Choć obecnie Drogę Japońską powtarza kilka do kilkunastu zespołów w sezonie, Alberta nie straciła swojej renomy jednego z najtrudniejszych szczytów kanadyjskich Gór Skalistych. Samo dojście do podstawy góry przez piarżyska przełęczy Woolley Shoulder, leżącej 1300 m powyżej szosy, zajmuje, zależnie od ciężaru plecaków, formy, itp., od czterech do ośmiu godzin (a czasem znacznie dłużej!). Od roku 1984 u stóp góry stoi mały, ale komfortowy schron (Lloyd McKay Hut). Jednak wielu wspinaczy biwakuje na półkach w połowie wysokości wschodniej ściany, poniżej tzw. „dup słoni”, charakterystycznych formacji skalnych, które stanowią początek trudności technicznych. Wyruszając z tego miejsca, większość zespołów potrzebuje jeszcze kilkanaście godzin na osiągnięcie szczytu i powrót, a sądząc po ilości murków biwakowych rozsianych wzdłuż kilometrowej grani szczytowej – nierzadko trwa to znacznie dłużej. Zatem wejście na szczyt, nawet najłatwiejszą drogą, wymaga przeciętnie trzech dni ciągłego wysiłku. Dopiero zeszłego lata, korzystając z wyjątkowo słonecznej pogody, Alberta została zrobiona w jeden długi dzień "od samochodu do samochodu", a swojego pierwszego zimowego wejścia szczyt doczekał się dopiero w lutym tego roku.

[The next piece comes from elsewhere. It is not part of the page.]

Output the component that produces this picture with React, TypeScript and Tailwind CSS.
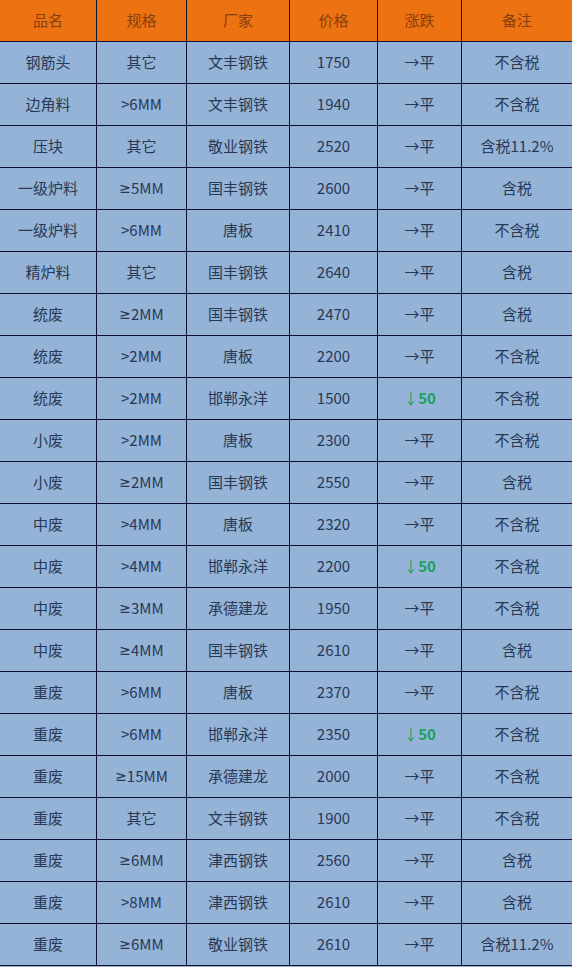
const headers = ["品名", "规格", "厂家", "价格", "涨跌", "备注"];

type Row = [string, string, string, string, string, string];

const rows: Row[] = [
  ["钢筋头", "其它", "文丰钢铁", "1750", "→平", "不含税"],
  ["边角料", ">6MM", "文丰钢铁", "1940", "→平", "不含税"],
  ["压块", "其它", "敬业钢铁", "2520", "→平", "含税11.2%"],
  ["一级炉料", "≥5MM", "国丰钢铁", "2600", "→平", "含税"],
  ["一级炉料", ">6MM", "唐板", "2410", "→平", "不含税"],
  ["精炉料", "其它", "国丰钢铁", "2640", "→平", "含税"],
  ["统废", "≥2MM", "国丰钢铁", "2470", "→平", "含税"],
  ["统废", ">2MM", "唐板", "2200", "→平", "不含税"],
  ["统废", ">2MM", "邯郸永洋", "1500", "↓50", "不含税"],
  ["小废", ">2MM", "唐板", "2300", "→平", "不含税"],
  ["小废", "≥2MM", "国丰钢铁", "2550", "→平", "含税"],
  ["中废", ">4MM", "唐板", "2320", "→平", "不含税"],
  ["中废", ">4MM", "邯郸永洋", "2200", "↓50", "不含税"],
  ["中废", "≥3MM", "承德建龙", "1950", "→平", "不含税"],
  ["中废", "≥4MM", "国丰钢铁", "2610", "→平", "含税"],
  ["重废", ">6MM", "唐板", "2370", "→平", "不含税"],
  ["重废", ">6MM", "邯郸永洋", "2350", "↓50", "不含税"],
  ["重废", "≥15MM", "承德建龙", "2000", "→平", "不含税"],
  ["重废", "其它", "文丰钢铁", "1900", "→平", "不含税"],
  ["重废", "≥6MM", "津西钢铁", "2560", "→平", "含税"],
  ["重废", ">8MM", "津西钢铁", "2610", "→平", "含税"],
  ["重废", "≥6MM", "敬业钢铁", "2610", "→平", "含税11.2%"],
];

const cols = "grid grid-cols-[97px_90px_103px_88px_84px_110px]";
const cell = "flex items-center justify-center border-r border-[#0d1030] last:border-r-0 text-[15px]";

// the CJK font draws ≥ slanted, the screenshot has the plain one
function Spec({ v }: { v: string }) {
  if (!v.startsWith("≥")) return <>{v}</>;
  return (
    <>
      <span style={{ fontFamily: '"DejaVu Sans", sans-serif' }} className="text-[14px]">≥</span>
      {v.slice(1)}
    </>
  );
}

export default function App() {
  return (
    <div
      className="w-[572px] h-[967px] bg-[#95b3d7] overflow-hidden"
      style={{ fontFamily: '"Noto Sans CJK SC", "Noto Sans", sans-serif' }}
    >
      <div className={`${cols} h-[42px] bg-[#ec7212] border-b border-[#0d1030]`}>
        {headers.map((h) => (
          <div key={h} className={`${cell} text-[#86400f]`}>
            {h}
          </div>
        ))}
      </div>
      {rows.map((r, i) => (
        <div key={i} className={`${cols} h-[42px] border-b border-[#0d1030]`}>
          {r.map((v, j) =>
            j === 4 && v.startsWith("↓") ? (
              <div key={j} className={`${cell} text-[#17a35a] font-bold`}>
                <span className="font-normal">↓</span>
                {v.slice(1)}
              </div>
            ) : (
              <div key={j} className={`${cell} text-[#283855]`}>
                {j === 1 ? <Spec v={v} /> : v}
              </div>
            )
          )}
        </div>
      ))}
    </div>
  );
}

Na początku XXI-ego wieku, na naszej coraz lepiej znanej i coraz bardziej schodzonej planecie, na Albercie pozostało jeszcze sporo miejsca, dających możliwość zostania "tym pierwszym".
Wspinaczkowa chronologia Mt. Alberta (3619 m):
Sierpień 1898: Angielski alpinista Norman Collie, towarzysz Mummery’ego na Nanga Parbat, odkrywa wspaniały skalny szczyt na północ od lodowca Columbia Icefields i nazywa go – na cześć jednej z córek królowej Wiktorii – Albertą.
Lipiec 1925: Japońska wyprawa zorganizowana przez Yuko Maki, zdobywcę grani Mittellegi na Eigerze i prowadzona przez Heinricha Fuhrera, przewodnika ze szwajcarskiego Oberlandu, zdobywa szczyt drogą na wschodniej ścianie. Droga jest dziś wyceniana na V 5.6.
Sierpień 1972: Amerykańscy alpiniści George Lowe i Jock Glidden wytyczają na północnej ścianie drogę o trudnościach VI 5.9 A3.
Październik 1980: Świetny amerykański alpinista Tobin Sorenson ginie podczas samotnej próby drugiego przejścia ściany północnej. Z rekonstrukcji wypadku wynika, że Sorenson odpadł, wspinając się przez pasmo kruchych żółtych łupków w połowie ściany i wyrwał całą asekurację (łącznie ze stanowiskiem).
Sierpień 1985: Amerykanie Kevin Swigert i S. Tenney wytyczają drogę filarem północno-wschodnim (V 5.10a).
Koniec lat 80-tych: Kanadyjscy alpiniści Barry Blanchard i Jim Elzinga przechodzą filar północno-zachodni.
Luty 2005: Kanadyjscy wspinacze Scott Semple, Rafał Sławiński i Eamonn Walsh dokonują pierwszego zimowego wejścia na szczyt Drogą Japońską.
Północno-amerykańskie V równa się mniej więcej francuskiemu TD; VI – francuskiemu ED. Co do wycen technicznych, to 5.6 w systemie Yosemite odpowiada mniej więcej V- w skali UIAA; 5.9/5.10a zaś VI.